EXERCISE DETAILS:
Tell how many lines contain the word "React". Reply with the number only.

┌──

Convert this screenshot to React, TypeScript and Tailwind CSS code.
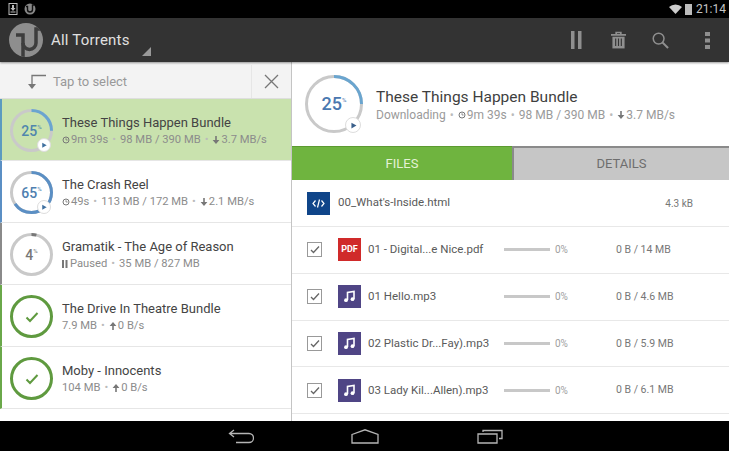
import React from "react";

const F = { fontFamily: "Roboto, 'Liberation Sans', sans-serif" };

function Ring({ pct, color, size, stroke, num, numClass, numColor }: { pct: number; color: string; size: number; stroke: number; num: string; numClass: string; numColor: string }) {
  const r = (size - stroke) / 2;
  const c = 2 * Math.PI * r;
  return (
    <div className="relative shrink-0" style={{ width: size, height: size }}>
      <svg width={size} height={size} className="absolute inset-0">
        <circle cx={size / 2} cy={size / 2} r={r} fill="none" stroke="#c9c9c9" strokeWidth={stroke} />
        <circle cx={size / 2} cy={size / 2} r={r} fill="none" stroke={color} strokeWidth={stroke} strokeDasharray={`${(c * pct) / 100} ${c}`} transform={`rotate(-90 ${size / 2} ${size / 2})`} />
      </svg>
      <div className="absolute inset-0 flex items-center justify-center">
        <span className={numClass} style={{ color: numColor }}>{num}</span>
        <span className="text-[6px] leading-none -mt-2" style={{ color: numColor }}>%</span>
      </div>
    </div>
  );
}

function Play({ size, color }: { size: number; color: string }) {
  return (
    <div className="absolute flex items-center justify-center rounded-full bg-white border border-[#dddddd]" style={{ width: size, height: size, right: size * 0.12, bottom: -size * 0.02 }}>
      <svg width={size * 0.45} height={size * 0.45} viewBox="0 0 10 10"><path d="M2 1l7 4-7 4z" fill={color} /></svg>
    </div>
  );
}

function Done() {
  return (
    <div className="w-[43px] h-[43px] rounded-full border-[3px] border-[#5f9a3f] flex items-center justify-center shrink-0">
      <svg width="14" height="12" viewBox="0 0 14 12"><path d="M1.500 6.500l3.500 3.500 7.500-8" fill="none" stroke="#5f9a3f" strokeWidth="2" /></svg>
    </div>
  );
}

const Clock = () => (
  <svg width="8" height="8" viewBox="0 0 8 8" className="inline-block mr-px"><circle cx="4" cy="4" r="3" fill="none" stroke="#777" strokeWidth="1" /><path d="M4 2.200V4h1.600" fill="none" stroke="#777" strokeWidth="0.8" /></svg>
);
const Down = () => (
  <svg width="8" height="8" viewBox="0 0 8 8" className="inline-block mr-px"><path d="M3.200 0h1.600v4H7.400L4 8 .6 4h2.600z" fill="#777" /></svg>
);
const Up = () => (
  <svg width="8" height="8" viewBox="0 0 8 8" className="inline-block mr-px"><path d="M3.200 8h1.600V4H7.400L4 0 .6 4h2.600z" fill="#777" /></svg>
);
const Dot = () => <span className="mx-[4px] text-[#bbbbbb]">•</span>;

function TorrentRow({ bg, bar, icon, title, sub }: { bg: string; bar: string; icon: React.ReactNode; title: string; sub: React.ReactNode }) {
  return (
    <div className={`h-[62px] flex items-center pl-[8px] pt-[2px] border-l-2 border-b border-b-[#e6e6e6] ${bg} ${bar}`}>
      <div className="relative w-[43px] h-[43px] shrink-0">{icon}</div>
      <div className="ml-[9px] min-w-0">
        <div className="text-[13px] leading-[18px] text-[#444444] whitespace-nowrap">{title}</div>
        <div className="text-[11.200px] leading-[15px] text-[#8c8c8c] whitespace-nowrap flex items-center">{sub}</div>
      </div>
    </div>
  );
}

function Check() {
  return (
    <div className="w-[15px] h-[15px] border border-[#999999] flex items-center justify-center shrink-0 bg-white">
      <svg width="10" height="9" viewBox="0 0 10 9"><path d="M1 5l2.500 2.500L9 1.500" fill="none" stroke="#666" strokeWidth="1.300" /></svg>
    </div>
  );
}

function Music() {
  return (
    <div className="w-[23px] h-[23px] bg-[#4f4585] flex items-center justify-center shrink-0">
      <svg width="13" height="13" viewBox="0 0 13 13"><path d="M4.500 10V2.500l6.500-1V9" fill="none" stroke="#fff" strokeWidth="1.600" /><circle cx="3" cy="10.200" r="1.900" fill="#fff" /><circle cx="9.500" cy="9.200" r="1.900" fill="#fff" /></svg>
    </div>
  );
}

function FileRow({ icon, name, size }: { icon: React.ReactNode; name: string; size: string }) {
  return (
    <div className="h-[46.750px] flex items-center pl-[15px] border-b border-[#e8e8e8] shrink-0">
      <Check />
      <div className="ml-[16px]">{icon}</div>
      <div className="ml-[7px] w-[136px] text-[11.500px] text-[#5a5a5a] whitespace-nowrap">{name}</div>
      <div className="w-[46px] h-[3px] bg-[#c8c8c8]" />
      <div className="ml-[5px] w-[61px] text-[10px] text-[#a0a0a0]">0%</div>
      <div className="text-[10.500px] text-[#777777] whitespace-nowrap">{size}</div>
    </div>
  );
}

export default function App() {
  return (
    <div className="w-[729px] h-[451px] overflow-hidden flex flex-col bg-white" style={F}>
      {/* status bar */}
      <div className="h-[18px] bg-black flex items-center pl-[8px] pr-[3px] shrink-0">
        <svg width="10" height="12" viewBox="0 0 10 12"><rect x="1" y="0.500" width="8" height="11" fill="none" stroke="#bbb" strokeWidth="1" /><path d="M4 2h2v3h1.500L5 8 2.500 5H4z" fill="#bbb" /><rect x="2.500" y="8.500" width="5" height="1" fill="#bbb" /></svg>
        <svg width="12" height="12" viewBox="0 0 12 12" className="ml-[6px]"><circle cx="6" cy="6" r="5.500" fill="#888" /><path d="M2 3.500h1.500v3a2.500 2.500 0 0 0 5 0V2H10" fill="none" stroke="#111" strokeWidth="1.400" /></svg>
        <div className="flex-1" />
        <svg width="13" height="10" viewBox="0 0 13 10"><path d="M0 3a9.500 9.500 0 0 1 13 0L6.500 10z" fill="#cccccc" /></svg>
        <div className="ml-[3px] w-[7px] h-[11px] bg-[#bbbbbb]" />
        <span className="ml-[4px] text-[12px] text-[#c4c4c4] leading-none">21:14</span>
      </div>

      {/* action bar */}
      <div className="h-[44px] bg-[#333333] flex items-center shrink-0 shadow-[0_1px_2px_rgba(0,0,0,0.4)] z-10">
        <div className="relative ml-[9px] w-[34px] h-[34px] rounded-full bg-[#8e8e8e] flex items-center justify-center overflow-hidden">
          <svg width="34" height="34" viewBox="0 0 34 34"><path d="M7 12h7v22" fill="none" stroke="#3d3d3d" strokeWidth="3.500" /><path d="M14 20a6.500 6.500 0 0 0 13 0V6h6" fill="none" stroke="#3d3d3d" strokeWidth="3.500" /></svg>
        </div>
        <span className="ml-[8px] text-[15px] text-[#e0e0e0] tracking-[0.2px]">All Torrents</span>
        <svg width="9" height="9" viewBox="0 0 9 9" className="ml-[12px] mt-[22px]"><path d="M9 0v9H0z" fill="#999" /></svg>
        <div className="flex-1" />
        <div className="flex items-center mr-[19px]">
          <svg width="11" height="18" viewBox="0 0 11 18"><rect x="0" y="0" width="3.500" height="18" fill="#8f8f8f" /><rect x="7" y="0" width="3.500" height="18" fill="#8f8f8f" /></svg>
          <svg width="15" height="18" viewBox="0 0 16 18" className="ml-[29px]"><path d="M0 3.500h16M5.500 3V1h5v2" fill="none" stroke="#8f8f8f" strokeWidth="1.800" /><path d="M1.500 5.500h13V18h-13z" fill="#8f8f8f" /><path d="M5 7.500v8M8 7.500v8M11 7.500v8" stroke="#333" strokeWidth="1.200" /></svg>
          <svg width="17" height="17" viewBox="0 0 18 18" className="ml-[26px]"><circle cx="7" cy="7" r="5.700" fill="none" stroke="#8f8f8f" strokeWidth="1.600" /><path d="M11 11l6 6" stroke="#8f8f8f" strokeWidth="2.200" /></svg>
          <svg width="5" height="17" viewBox="0 0 5 17" className="ml-[36px]"><rect x="0" y="0" width="5" height="4" fill="#8f8f8f" /><rect x="0" y="6.500" width="5" height="4" fill="#8f8f8f" /><rect x="0" y="13" width="5" height="4" fill="#8f8f8f" /></svg>
        </div>
      </div>

      {/* body */}
      <div className="flex-1 flex min-h-0">
        {/* left */}
        <div className="w-[292px] shrink-0 border-r border-[#c4c4c4] flex flex-col bg-white">
          <div className="h-[37px] bg-[#f3f3f3] flex items-center shrink-0 border-b border-[#dedede] pt-[3px]">
            <svg width="19" height="16" viewBox="0 0 19 16" className="ml-[27px]"><path d="M19 1.500H5v11" fill="none" stroke="#777" strokeWidth="1.300" /><path d="M1 10h8l-4 5z" fill="#777" /></svg>
            <span className="ml-[7px] text-[13px] text-[#999999]">Tap to select</span>
            <div className="flex-1" />
            <div className="w-[40px] h-full flex items-center justify-center border-l border-[#e6e6e6]">
              <svg width="15" height="15" viewBox="0 0 15 15"><path d="M1 1l13 13M14 1L1 14" stroke="#777" strokeWidth="1.300" /></svg>
            </div>
          </div>
          <TorrentRow
            bg="bg-[#c9e2ae]"
            bar="border-l-[#5b9bc0]"
            icon={<><Ring pct={25} color="#6aa5cf" size={43} stroke={3} num="25" numClass="text-[14px] font-medium leading-none" numColor="#4f86ad" /><Play size={14} color="#3f6f9f" /></>}
            title="These Things Happen Bundle"
            sub={<><Clock />9m 39s<Dot />98 MB / 390 MB<Dot /><Down />3.7 MB/s</>}
          />
          <TorrentRow
            bg="bg-white"
            bar="border-l-[#5b8fc4]"
            icon={<><Ring pct={65} color="#5b8fc4" size={43} stroke={3} num="65" numClass="text-[14px] font-medium leading-none" numColor="#4f7fb0" /><Play size={14} color="#3f6f9f" /></>}
            title="The Crash Reel"
            sub={<><Clock />49s<Dot />113 MB / 172 MB<Dot /><Down />2.1 MB/s</>}
          />
          <TorrentRow
            bg="bg-white"
            bar="border-l-[#8a8a8a]"
            icon={<Ring pct={4} color="#777777" size={43} stroke={3} num="4" numClass="text-[14px] font-medium leading-none" numColor="#777777" />}
            title="Gramatik - The Age of Reason"
            sub={<><svg width="6" height="8" viewBox="0 0 6 8" className="mr-[2px]"><rect width="2" height="8" fill="#777" /><rect x="3.500" width="2" height="8" fill="#777" /></svg>Paused<Dot />35 MB / 827 MB</>}
          />
          <TorrentRow
            bg="bg-white"
            bar="border-l-[#6aa84a]"
            icon={<Done />}
            title="The Drive In Theatre Bundle"
            sub={<>7.9 MB<Dot /><Up />0 B/s</>}
          />
          <TorrentRow
            bg="bg-white"
            bar="border-l-[#6aa84a]"
            icon={<Done />}
            title="Moby - Innocents"
            sub={<>104 MB<Dot /><Up />0 B/s</>}
          />
        </div>

        {/* right */}
        <div className="flex-1 min-w-0 flex flex-col overflow-hidden">
          <div className="h-[84px] flex items-center pl-[13px] shrink-0 bg-white">
            <div className="relative w-[58px] h-[58px] shrink-0">
              <Ring pct={25} color="#6aa5cf" size={58} stroke={3} num="25" numClass="text-[18px] font-medium leading-none" numColor="#4a78b0" />
              <Play size={16} color="#3a5f8a" />
            </div>
            <div className="ml-[13px] pt-[2px]">
              <div className="text-[15.500px] leading-[20px] text-[#3f3f3f] whitespace-nowrap">These Things Happen Bundle</div>
              <div className="text-[12px] leading-[16px] text-[#9a9a9a] whitespace-nowrap flex items-center">Downloading<Dot /><Clock />9m 39s<Dot />98 MB / 390 MB<Dot /><Down />3.7 MB/s</div>
            </div>
          </div>
          <div className="h-[34px] flex shrink-0 text-[13px]">
            <div className="w-[220px] bg-[#6fb43f] flex items-center justify-center text-[#e4f2d6] border-t border-[#5c9a30]">FILES</div>
            <div className="flex-1 bg-[#c6c6c6] flex items-center justify-center text-[#6e6e6e] border-t-2 border-t-[#8a8a8a] border-l-2 border-l-[#8a8a8a]">DETAILS</div>
          </div>
          <div className="flex flex-col flex-1 min-h-0">
            <div className="h-[47px] flex items-center pl-[15px] border-b border-[#e8e8e8] shrink-0">
              <div className="w-[23px] h-[23px] bg-[#0f4589] flex items-center justify-center shrink-0">
                <svg width="13" height="9" viewBox="0 0 13 9"><path d="M3.500 1.500L1 4.500l2.500 3M9.500 1.500l2.500 3-2.500 3M7.500 .5l-2 8" fill="none" stroke="#fff" strokeWidth="1.200" /></svg>
              </div>
              <div className="ml-[8px] text-[11.500px] text-[#5a5a5a] whitespace-nowrap">00_What's-Inside.html</div>
              <div className="flex-1" />
              <div className="mr-[36px] text-[10px] text-[#777777]">4.3 kB</div>
            </div>
            <FileRow icon={<div className="w-[23px] h-[23px] bg-[#d02a2a] flex items-center justify-center text-[9px] font-bold text-white">PDF</div>} name="01 - Digital...e Nice.pdf" size="0 B / 14 MB" />
            <FileRow icon={<Music />} name="01 Hello.mp3" size="0 B / 4.6 MB" />
            <FileRow icon={<Music />} name="02 Plastic Dr...Fay).mp3" size="0 B / 5.9 MB" />
            <FileRow icon={<Music />} name="03 Lady Kil...Allen).mp3" size="0 B / 6.1 MB" />
          </div>
        </div>
      </div>

      {/* nav bar */}
      <div className="h-[30px] bg-black flex items-center shrink-0">
        <svg width="26" height="15" viewBox="0 0 26 15" className="ml-[228px]"><path d="M6 1L1.500 4.500 6 8M2 4.500h19a3.500 3.500 0 0 1 0 9H8" fill="none" stroke="#b5b5b5" strokeWidth="1.300" /></svg>
        <svg width="28" height="15" viewBox="0 0 28 15" className="ml-[97px]"><path d="M1 5.500L14 .8 27 5.500V14H1z" fill="none" stroke="#b5b5b5" strokeWidth="1.300" /></svg>
        <svg width="26" height="15" viewBox="0 0 26 15" className="ml-[98px]"><path d="M1 5h19v9H1zM6 3V1.500h19v8h-3" fill="none" stroke="#b5b5b5" strokeWidth="1.300" /></svg>
      </div>
    </div>
  );
}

└──

TASK SOLUTION:
4